Não nos atirem mais fumo para os olhos

A mera hipótese de que não haja responsáveis concretos pela tragédia, e de que tudo não tenha passado de uma lamentável maldade da mãe natureza, é um absurdo.

Deixemo-nos de sonsices. A não ser que em Pedrógão Grande tenha acontecido um fenómeno meteorológico nunca antes visto no planeta Terra – a combustão espontânea e simultânea de duas fileiras de eucaliptos e de duas dezenas de carros –, é evidente, absolutamente óbvio e totalmente cristalino que a morte daquelas 47 pessoas tem responsáveis e que ela representa uma falha gravíssima do Estado para com os seus cidadãos.

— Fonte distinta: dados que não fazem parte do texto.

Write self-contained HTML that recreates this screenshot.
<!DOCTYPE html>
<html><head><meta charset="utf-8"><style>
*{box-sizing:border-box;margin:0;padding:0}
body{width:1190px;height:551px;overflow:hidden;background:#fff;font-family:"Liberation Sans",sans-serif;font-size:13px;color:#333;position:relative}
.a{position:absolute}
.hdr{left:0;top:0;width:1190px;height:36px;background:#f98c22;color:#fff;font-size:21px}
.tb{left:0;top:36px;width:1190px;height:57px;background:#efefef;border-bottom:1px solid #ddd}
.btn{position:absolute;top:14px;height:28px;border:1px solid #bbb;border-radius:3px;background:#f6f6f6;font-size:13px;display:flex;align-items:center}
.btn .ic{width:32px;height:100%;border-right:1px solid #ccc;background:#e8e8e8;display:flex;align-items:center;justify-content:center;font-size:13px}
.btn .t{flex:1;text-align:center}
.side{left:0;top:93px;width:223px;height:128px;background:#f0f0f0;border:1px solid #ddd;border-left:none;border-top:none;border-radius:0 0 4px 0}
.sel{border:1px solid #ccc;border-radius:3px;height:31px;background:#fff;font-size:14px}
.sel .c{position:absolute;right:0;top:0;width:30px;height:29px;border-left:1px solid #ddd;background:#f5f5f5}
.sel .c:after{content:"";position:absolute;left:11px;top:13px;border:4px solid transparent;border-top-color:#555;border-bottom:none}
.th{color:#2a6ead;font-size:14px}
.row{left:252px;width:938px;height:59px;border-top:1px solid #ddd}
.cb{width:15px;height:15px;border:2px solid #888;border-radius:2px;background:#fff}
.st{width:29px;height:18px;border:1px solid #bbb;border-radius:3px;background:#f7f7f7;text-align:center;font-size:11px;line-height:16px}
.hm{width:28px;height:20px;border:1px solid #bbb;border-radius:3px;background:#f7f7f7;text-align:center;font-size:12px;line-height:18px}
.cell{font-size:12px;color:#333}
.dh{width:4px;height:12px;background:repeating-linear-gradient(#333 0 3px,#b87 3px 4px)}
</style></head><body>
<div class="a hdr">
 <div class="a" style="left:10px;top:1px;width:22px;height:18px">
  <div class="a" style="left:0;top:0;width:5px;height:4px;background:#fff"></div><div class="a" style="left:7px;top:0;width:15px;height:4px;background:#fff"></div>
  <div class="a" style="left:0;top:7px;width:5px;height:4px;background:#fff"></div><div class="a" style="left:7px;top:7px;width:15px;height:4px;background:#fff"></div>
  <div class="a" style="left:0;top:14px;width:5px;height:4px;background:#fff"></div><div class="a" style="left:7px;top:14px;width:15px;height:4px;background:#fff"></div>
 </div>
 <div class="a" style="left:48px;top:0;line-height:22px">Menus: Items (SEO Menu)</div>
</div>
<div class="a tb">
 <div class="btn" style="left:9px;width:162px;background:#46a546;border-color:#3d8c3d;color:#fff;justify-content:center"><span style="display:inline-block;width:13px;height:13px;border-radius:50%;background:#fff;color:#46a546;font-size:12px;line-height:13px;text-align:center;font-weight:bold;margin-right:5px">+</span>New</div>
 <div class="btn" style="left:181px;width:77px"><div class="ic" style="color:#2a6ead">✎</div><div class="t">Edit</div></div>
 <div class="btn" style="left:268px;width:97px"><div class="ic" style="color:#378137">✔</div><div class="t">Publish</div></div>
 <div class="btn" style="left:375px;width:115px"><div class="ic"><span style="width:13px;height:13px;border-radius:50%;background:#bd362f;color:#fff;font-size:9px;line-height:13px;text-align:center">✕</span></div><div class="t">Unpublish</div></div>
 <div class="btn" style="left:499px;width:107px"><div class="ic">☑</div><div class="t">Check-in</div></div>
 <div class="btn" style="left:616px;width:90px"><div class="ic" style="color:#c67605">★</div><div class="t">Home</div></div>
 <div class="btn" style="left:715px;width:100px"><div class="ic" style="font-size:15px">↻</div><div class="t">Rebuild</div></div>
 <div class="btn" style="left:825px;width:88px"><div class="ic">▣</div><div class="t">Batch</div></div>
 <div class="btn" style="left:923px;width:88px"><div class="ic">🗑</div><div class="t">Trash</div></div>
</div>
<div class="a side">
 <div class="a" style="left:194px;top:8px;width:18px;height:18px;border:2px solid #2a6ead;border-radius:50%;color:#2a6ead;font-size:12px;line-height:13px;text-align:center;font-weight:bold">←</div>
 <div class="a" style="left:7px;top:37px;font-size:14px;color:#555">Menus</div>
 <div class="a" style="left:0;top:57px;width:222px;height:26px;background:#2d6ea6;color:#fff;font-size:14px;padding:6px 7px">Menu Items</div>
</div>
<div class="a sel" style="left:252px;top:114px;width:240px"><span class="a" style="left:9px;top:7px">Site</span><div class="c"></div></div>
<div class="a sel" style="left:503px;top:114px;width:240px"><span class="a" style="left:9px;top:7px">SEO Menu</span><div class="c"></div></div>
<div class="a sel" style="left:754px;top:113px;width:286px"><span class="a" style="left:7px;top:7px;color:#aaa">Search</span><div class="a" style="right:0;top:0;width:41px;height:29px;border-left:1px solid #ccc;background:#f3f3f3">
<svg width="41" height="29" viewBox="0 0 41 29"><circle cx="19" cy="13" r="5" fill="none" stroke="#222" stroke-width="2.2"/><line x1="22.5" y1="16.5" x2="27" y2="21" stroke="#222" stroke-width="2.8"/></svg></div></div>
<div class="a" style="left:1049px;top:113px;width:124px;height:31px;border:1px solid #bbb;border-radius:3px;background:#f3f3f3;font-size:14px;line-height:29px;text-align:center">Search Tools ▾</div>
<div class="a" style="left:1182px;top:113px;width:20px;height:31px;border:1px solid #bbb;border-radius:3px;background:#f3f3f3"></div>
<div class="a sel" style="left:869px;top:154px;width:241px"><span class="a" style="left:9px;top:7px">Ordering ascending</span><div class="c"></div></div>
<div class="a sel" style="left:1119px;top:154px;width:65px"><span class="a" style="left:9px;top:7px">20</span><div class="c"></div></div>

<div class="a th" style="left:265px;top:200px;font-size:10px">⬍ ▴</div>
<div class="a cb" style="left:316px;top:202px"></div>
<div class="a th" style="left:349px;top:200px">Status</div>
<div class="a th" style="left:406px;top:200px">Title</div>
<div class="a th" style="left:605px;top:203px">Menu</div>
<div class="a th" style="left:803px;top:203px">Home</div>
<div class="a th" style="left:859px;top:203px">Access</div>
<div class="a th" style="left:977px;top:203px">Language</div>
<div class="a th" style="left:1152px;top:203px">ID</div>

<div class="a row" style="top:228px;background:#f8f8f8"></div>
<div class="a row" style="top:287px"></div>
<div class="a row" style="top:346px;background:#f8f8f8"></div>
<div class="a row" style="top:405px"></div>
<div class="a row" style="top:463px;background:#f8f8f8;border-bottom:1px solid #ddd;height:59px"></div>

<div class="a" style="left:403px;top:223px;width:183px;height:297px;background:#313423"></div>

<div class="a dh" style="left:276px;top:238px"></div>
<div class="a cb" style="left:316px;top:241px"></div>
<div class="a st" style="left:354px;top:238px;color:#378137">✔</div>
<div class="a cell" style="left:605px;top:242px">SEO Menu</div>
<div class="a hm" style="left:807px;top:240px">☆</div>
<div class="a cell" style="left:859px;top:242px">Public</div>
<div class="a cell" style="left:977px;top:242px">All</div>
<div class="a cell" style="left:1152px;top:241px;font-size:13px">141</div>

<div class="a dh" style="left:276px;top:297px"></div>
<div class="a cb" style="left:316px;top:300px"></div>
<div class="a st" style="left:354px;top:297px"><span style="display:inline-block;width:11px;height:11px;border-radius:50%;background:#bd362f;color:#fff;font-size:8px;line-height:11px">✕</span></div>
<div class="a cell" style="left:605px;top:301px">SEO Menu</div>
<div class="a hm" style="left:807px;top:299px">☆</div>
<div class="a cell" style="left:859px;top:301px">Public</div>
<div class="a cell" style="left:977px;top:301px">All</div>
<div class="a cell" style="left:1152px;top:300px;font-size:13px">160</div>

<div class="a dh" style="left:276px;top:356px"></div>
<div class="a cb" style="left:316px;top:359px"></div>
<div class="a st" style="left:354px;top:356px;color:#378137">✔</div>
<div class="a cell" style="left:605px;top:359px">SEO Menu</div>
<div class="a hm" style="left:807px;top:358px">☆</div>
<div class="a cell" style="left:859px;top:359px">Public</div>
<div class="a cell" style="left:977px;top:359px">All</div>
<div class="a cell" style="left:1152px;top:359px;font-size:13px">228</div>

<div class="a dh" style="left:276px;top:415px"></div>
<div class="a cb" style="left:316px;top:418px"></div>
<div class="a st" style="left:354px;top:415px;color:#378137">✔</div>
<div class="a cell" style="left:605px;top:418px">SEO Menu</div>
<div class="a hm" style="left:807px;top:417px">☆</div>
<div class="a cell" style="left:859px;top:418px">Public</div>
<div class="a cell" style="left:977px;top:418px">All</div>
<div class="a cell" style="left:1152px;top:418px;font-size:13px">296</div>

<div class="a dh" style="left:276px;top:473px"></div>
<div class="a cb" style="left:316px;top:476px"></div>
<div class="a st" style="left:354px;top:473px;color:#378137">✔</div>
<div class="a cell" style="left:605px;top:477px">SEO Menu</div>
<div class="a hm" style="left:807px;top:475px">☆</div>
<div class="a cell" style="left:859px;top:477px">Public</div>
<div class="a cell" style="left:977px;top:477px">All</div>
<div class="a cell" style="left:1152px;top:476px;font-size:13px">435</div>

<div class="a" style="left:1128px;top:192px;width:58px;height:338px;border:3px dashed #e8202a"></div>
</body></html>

Quem são os principais responsáveis por essa falha, ainda não sabemos. Talvez a GNR. Talvez os bombeiros. Talvez a falta de coordenação da Protecção Civil. Talvez a falência do SIRESP. Talvez tudo em simultâneo. Mas se é cedo para dar resposta definitiva a estas dúvidas, já é mais do que tempo para termos esta certeza: a mera hipótese de que não haja responsáveis concretos pela tragédia, e de que tudo não tenha passado de uma lamentável maldade da mãe natureza, é um absurdo, uma inadmissível ofensa à memória de quem foi vítima da mais horrível das mortes, e é tratar por estúpido qualquer português que tenha dois olhos na cara e três neurónios a funcionar.

Quando vemos as imagens dos carros carbonizados e colados uns aos outros, significando que nenhum condutor estava a ver um palmo à frente do nariz; quando vemos a poucos metros da EN236-1 passar o IC8, muito mais largo e arejado, e que estava encerrado ao trânsito; quando vemos que o fogo começou antes das três da tarde e que estas pessoas terão morrido queimadas nos seus carros quatro horas depois; quando vemos tudo isto, não podemos engolir a postura dos paninhos quentes, dos dias de luto passados em pesaroso silêncio ou a reverência acabrunhada dos “afectos”.

Apoiar emocionalmente as pessoas é fantástico. Usar os abraços para desculpar a incompetência é obsceno. É uma vergonha o discurso de Marcelo na noite de sábado (“o que se fez foi o máximo que se poderia ter feito”; “não há nem falta de competência, nem de capacidade, nem de imediata resposta”). É uma vergonha ver os responsáveis pelos bombeiros e pela Protecção Civil andarem a fazer tudo o que podem para desvalorizar a ocorrência de falhas graves e de falta de coordenação. É uma vergonha que se confunda o esforço e a comoção dos vários intervenientes com a competência no desempenho das suas funções.

Eu cheguei a ouvir o secretário de Estado da Administração Interna comentar o facto de ele próprio ter salvo a família num incêndio em sua casa na década de 80. Acho óptimo. Mas esse episódio, tal como a eterna presença da ministra da Administração Interna de jaqueta laranja e sapatos ténis, é irrelevante. Mais: tanta presença ministerial cheira a tentativa de controlo político dos danos, mantendo uma vigilância permanente sobre quem deveria estar concentrado a combater o fogo – ou os assaltos, já agora, porque à subvalorização inicial da violência do incêndio seguiu-se a sobrevalorização do seu perigo, evacuando-se dezenas e dezenas de aldeias que foram pasto para assaltantes.

Uma semana depois, já sabemos muito – e o que sabemos não é bom. Tudo indica que a gestão inicial do incêndio tenha sido desastrosa e caótica. E esse caos, nem bombeiros, nem GNR, nem Protecção Civil, nem o Governo, vão ter interesse que seja conhecido na sua inteira extensão. Compete-nos lutar pela verdade. Saber o que realmente se passou na tarde do dia 17 de Junho de 2017 é a dívida que todos temos para com 64 pessoas que foram abandonadas pelo Estado português no momento em que mais precisavam dele.